Historic house in Iowa, United States

The C.F. and Mary Singmaster House, also known as Maplehurst Ranch, or more simply Maplehurst, is located near Keota, Iowa, United States. C.F. Singmaster, a Pennsylvania native, moved to Keokuk County with his parents in 1843 and settled near Talleyrand, south of Keota. His father Samuel established the home farm, Singmaster Ranch. The family became known for the importation and breeding of draft horses. They also had large land holdings in Iowa and Nebraska where they also raised hogs and beef cattle, and were involved in local banks as well. Samuel Singmaster bought the Maplehurst property in 1864 to expand the family's operation. At one time Maplehurst Ranch included three mansions, several horse barns, out buildings, stables, and cottages for workers. There was also a boarding house for visitors and clients to stay.
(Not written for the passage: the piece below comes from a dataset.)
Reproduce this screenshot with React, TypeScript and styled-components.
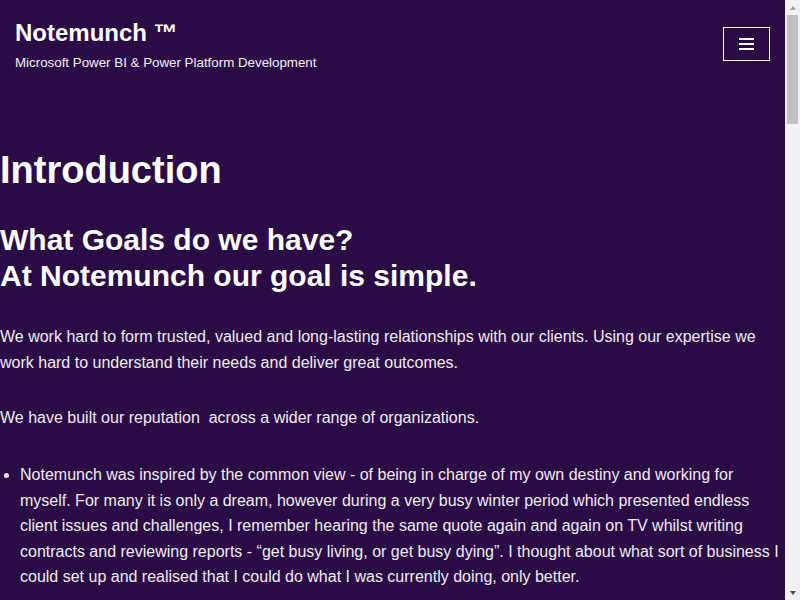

C.F. Singmaster had this 2½ story Colonial Revival house built in 1893 on the site of an existing house. It was designed by Oskaloosa, Iowa architect Frank E. Wetherell. The 60 by 80 ft residence follows an irregular plan. It is capped by a cross gabled roof that features two gabled dormers with pediments on the south elevation. It remained in the family until 1968 when it was sold to Dr. R.A. Carmichael who established the first bovine embryo transfer facility in the United States on the property. The house was listed on the National Register of Historic Places in 1998.